1. Warm up with the iris data frame.

  • Show the first 3 rows
  • Show the last 3 rows
  • Show 3 random rows without repetition
In [ ]:

2. Using the iris data set,

  • Find the mean value of all 4 measurements
  • Find the mean value of all 4 measurements for each Species
In [ ]:

3. Using the iris data set,

  • Sort the observations by Sepal.Width in decreasing order.
In [ ]:

4. Using the iris data`m set,

  • Count the number of flowers of each Species
In [ ]:

5. Using the iris data set,

  • Count the number of observations where Petal.Length is longer than Sepal.Width
In [ ]:

6. Using the iris data set,

  • Find the Species with the most number of observations where the Sepal.Length is less then the mean Sepal.Length of all observations
In [ ]:

7. Using the iris data set,

  • Convert the data frame from the current wide format to a tall format, with just 3 columns: Species, Measurement, Value.
In [ ]:

8. Using the mtcars data set,

  • Find the mean weight of all cars with mpg > 20 and cyl = 4.
In [ ]:

9. Using the mtcars data set,

  • Add a new column named bmi that is equal to (hp*mpg/wt)
In [ ]:

10. Using the mtcars data set

  • Find all rows whose car names have numbers in them.
In [ ]:

11. Using the iris data set, together with spread and any other operation necessary

  • Create a new data frame df that has only 3 columns (Species, Measure, Value) where Measure takes on the values Sepal.Length, Sepal.Width, Petal.Length or Petal.Width.

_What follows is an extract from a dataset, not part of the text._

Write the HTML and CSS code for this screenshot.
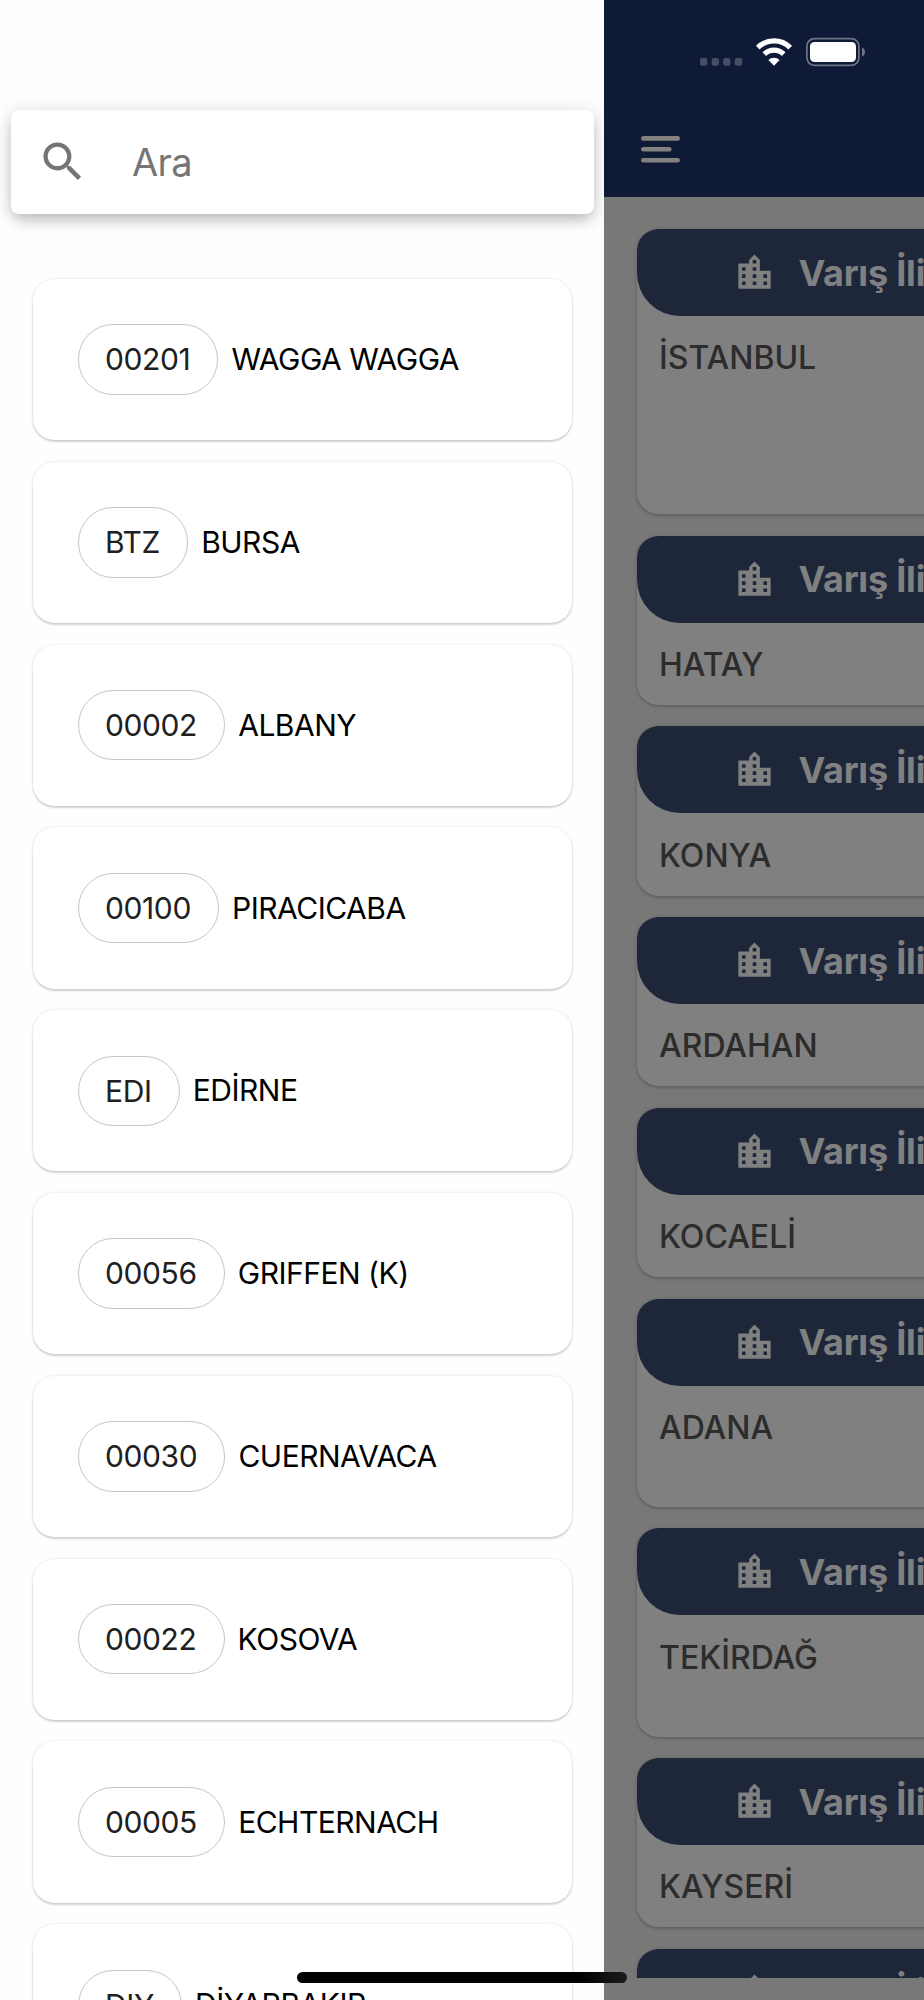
FILE: index.html
```html
<!DOCTYPE html>
<html lang="tr">
<head>
  <meta charset="UTF-8">
  <title>Varış İli</title>
  <meta name="viewport" content="width=device-width, initial-scale=1.0">
  <link rel="stylesheet" href="styles.css">
</head>
<body>
  <svg class="defs" width="0" height="0">
    <symbol id="city" viewBox="0 0 24 24">
      <path d="M15 11V5l-3-3-3 3v2H3v14h18V11h-6zm-8 8H5v-2h2v2zm0-4H5v-2h2v2zm0-4H5V9h2v2zm6 8h-2v-2h2v2zm0-4h-2v-2h2v2zm0-4h-2V9h2v2zm0-4h-2V5h2v2zm6 12h-2v-2h2v2zm0-4h-2v-2h2v2z"/>
    </symbol>
  </svg>

  <!-- Drawer -->
  <aside class="drawer">
    <div class="search">
      <svg class="search-icon" viewBox="0 0 24 24">
        <path d="M15.5 14h-.79l-.28-.27A6.471 6.471 0 0 0 16 9.5 6.5 6.5 0 1 0 9.5 16c1.61 0 3.09-.59 4.23-1.57l.27.28v.79l5 4.99L20.49 19l-4.99-5zm-6 0C7.01 14 5 11.99 5 9.5S7.01 5 9.5 5 14 7.01 14 9.5 11.99 14 9.5 14z"/>
      </svg>
      <span class="search-text">Ara</span>
    </div>
    <div class="list">
      <div class="item"><span class="chip">00201</span><span class="name">WAGGA WAGGA</span></div>
      <div class="item"><span class="chip">BTZ</span><span class="name">BURSA</span></div>
      <div class="item"><span class="chip">00002</span><span class="name">ALBANY</span></div>
      <div class="item"><span class="chip">00100</span><span class="name">PIRACICABA</span></div>
      <div class="item"><span class="chip">EDI</span><span class="name">EDİRNE</span></div>
      <div class="item"><span class="chip">00056</span><span class="name">GRIFFEN (K)</span></div>
      <div class="item"><span class="chip">00030</span><span class="name">CUERNAVACA</span></div>
      <div class="item"><span class="chip">00022</span><span class="name">KOSOVA</span></div>
      <div class="item"><span class="chip">00005</span><span class="name">ECHTERNACH</span></div>
      <div class="item"><span class="chip">DIY</span><span class="name">DİYARBAKIR</span></div>
    </div>
  </aside>

  <!-- Page behind the drawer -->
  <main class="page">
    <header class="appbar">
      <svg class="status" viewBox="0 0 166 30">
        <g fill="#454e63">
          <rect x="0" y="21" width="7.4" height="7.8" rx="2"/>
          <rect x="11.6" y="21" width="7.4" height="7.8" rx="2"/>
          <rect x="23.1" y="21" width="7.4" height="7.8" rx="2"/>
          <rect x="34.7" y="21" width="7.4" height="7.8" rx="2"/>
        </g>
        <g fill="none" stroke="#fff" stroke-width="5.2">
          <path d="M57.8 10.6a23 23 0 0 1 32.4 0"/>
          <path d="M64.3 17.2a13.8 13.8 0 0 1 19.4 0"/>
        </g>
        <path d="M74 28.7l-5.6-5.6a8 8 0 0 1 11.2 0z" fill="#fff"/>
        <rect x="106.9" y="1.7" width="52" height="26.6" rx="7.5" fill="none" stroke="#6e7486" stroke-width="1.7"/>
        <rect x="110" y="5" width="46" height="20" rx="4.5" fill="#fff"/>
        <path d="M162 10.5c4 1.5 4 7.5 0 9z" fill="#6e7486"/>
      </svg>
      <svg class="menu" viewBox="0 0 39 27">
        <path d="M2.3 2.4h34.4M2.3 13.2h26M2.3 24.2h34.4"/>
      </svg>
    </header>
    <div class="cards">
      <div class="card tall"><div class="card-head"><svg class="city"><use href="#city"/></svg>Varış İli</div><p>İSTANBUL</p></div>
      <div class="card"><div class="card-head"><svg class="city"><use href="#city"/></svg>Varış İli</div><p>HATAY</p></div>
      <div class="card"><div class="card-head"><svg class="city"><use href="#city"/></svg>Varış İli</div><p>KONYA</p></div>
      <div class="card"><div class="card-head"><svg class="city"><use href="#city"/></svg>Varış İli</div><p>ARDAHAN</p></div>
      <div class="card"><div class="card-head"><svg class="city"><use href="#city"/></svg>Varış İli</div><p>KOCAELİ</p></div>
      <div class="card mid"><div class="card-head"><svg class="city"><use href="#city"/></svg>Varış İli</div><p>ADANA</p></div>
      <div class="card mid"><div class="card-head"><svg class="city"><use href="#city"/></svg>Varış İli</div><p>TEKİRDAĞ</p></div>
      <div class="card"><div class="card-head"><svg class="city"><use href="#city"/></svg>Varış İli</div><p>KAYSERİ</p></div>
      <div class="card"><div class="card-head"><svg class="city"><use href="#city"/></svg>Varış İli</div></div>
    </div>
  </main>

  <div class="home-bar"></div>
</body>
</html>
```
FILE: styles.css
```css
* {
  box-sizing: border-box;
}

body {
  position: relative;
  display: flex;
  width: 924px;
  height: 2000px;
  margin: 0;
  overflow: hidden;
  background: #787878;
  font-family: Inter, "Liberation Sans", sans-serif;
}

.defs {
  position: absolute;
}

/* drawer */
.drawer {
  flex: none;
  width: 604.4px;
  height: 2000px;
  padding-top: 110px;
  overflow: hidden;
  background: #fefefe;
}

.search {
  display: flex;
  align-items: center;
  width: 583px;
  height: 104px;
  margin-left: 11px;
  padding-left: 26px;
  border-radius: 8px;
  background: #fff;
  box-shadow: 0 7px 14px -2px rgba(0, 0, 0, 0.22), 0 2px 20px rgba(0, 0, 0, 0.12);
}

.search-icon {
  width: 51.6px;
  height: 51.6px;
  fill: #757575;
}

.search-text {
  margin-left: 43.5px;
  color: #757575;
  font-size: 38px;
  letter-spacing: -0.7px;
}

.list {
  display: flex;
  flex-direction: column;
  gap: 21.5px;
  margin: 65px 32px 0 33px;
}

.item {
  display: flex;
  flex: none;
  align-items: center;
  height: 161.3px;
  padding-left: 45px;
  border-radius: 21.5px;
  background: #fff;
  box-shadow: 0 2px 2px rgba(0, 0, 0, 0.15), 0 0 3px rgba(0, 0, 0, 0.12);
}

.chip {
  height: 70.5px;
  padding: 0 27.2px 0 26px;
  border: 1px solid #c6c6c6;
  border-radius: 35px;
  color: #202020;
  font-size: 30px;
  letter-spacing: -0.4px;
  line-height: 68.5px;
}

.name {
  margin: 0 0 1px 13px;
  color: #000;
  font-size: 30px;
  letter-spacing: -0.5px;
}

/* page */
.page {
  flex: 1;
  min-width: 0;
  height: 1978px;
  overflow: hidden;
}

.appbar {
  display: flex;
  flex-direction: column;
  height: 197px;
  padding-top: 37px;
  background: #0e1a36;
}

.status {
  width: 166px;
  height: 30px;
  margin-left: 95.6px;
}

.menu {
  width: 39px;
  height: 27px;
  margin: 69px 0 0 36.6px;
  fill: none;
  stroke: #84827f;
  stroke-width: 4.6;
  stroke-linecap: round;
}

.cards {
  display: flex;
  flex-direction: column;
  gap: 21.5px;
  width: 600px;
  padding: 32.2px 0 0 32.6px;
}

.card {
  flex: none;
  height: 169.3px;
  border-radius: 21.5px;
  background: #808080;
  box-shadow: 0 2px 3px rgba(0, 0, 0, 0.16), 0 0 4px rgba(0, 0, 0, 0.1);
}

.card.mid {
  height: 208.2px;
}

.card.tall {
  height: 284.85px;
}

.card-head {
  display: flex;
  align-items: center;
  height: 87px;
  padding-left: 96.4px;
  border-radius: 21.5px 21.5px 43px 43px;
  background: #1e273a;
  color: #808080;
  font-size: 36px;
  font-weight: 700;
  letter-spacing: -0.2px;
  white-space: nowrap;
}

.city {
  width: 43px;
  height: 43px;
  margin-right: 22px;
  fill: #808080;
}

.card p {
  margin: 22.3px 0 0 22px;
  color: #2c2c2c;
  font-size: 32px;
  font-weight: 500;
  line-height: 40px;
}

.home-bar {
  position: absolute;
  left: 297px;
  top: 1972px;
  width: 330px;
  height: 11px;
  border-radius: 6px;
  background: linear-gradient(90deg, #000 85%, #1c1c1c);
}
```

Show the first 5 rows.
  • Show the mean value and counts for each Species and Measure of df
In [ ]:

12. Using the df data set, apply spread to

  • give each different treatement its own column.
In [ ]:
df <- data.frame(subject=rep(1:4,3),
                 treatment = rep(c("A", "B", "C"), each=4),
                 value = rnorm(12))
In [ ]:

13. Using the expt data set, together with separate and any other operation necessary

  • Find the average blood pressure for each treatment group (A, B or C).

Note: You are assumed not to have access to the pid and treat values separate.y.

In [ ]:
pid <- rep(1:4, 3)
treat <- rep(c('A','B','C'), each = 4)
bp <- rnorm(12, 120, 25)
expt <- data.frame(name=paste(pid, treat, sep='-'), bp=bp)
rm(pid)
rm(treat)
expt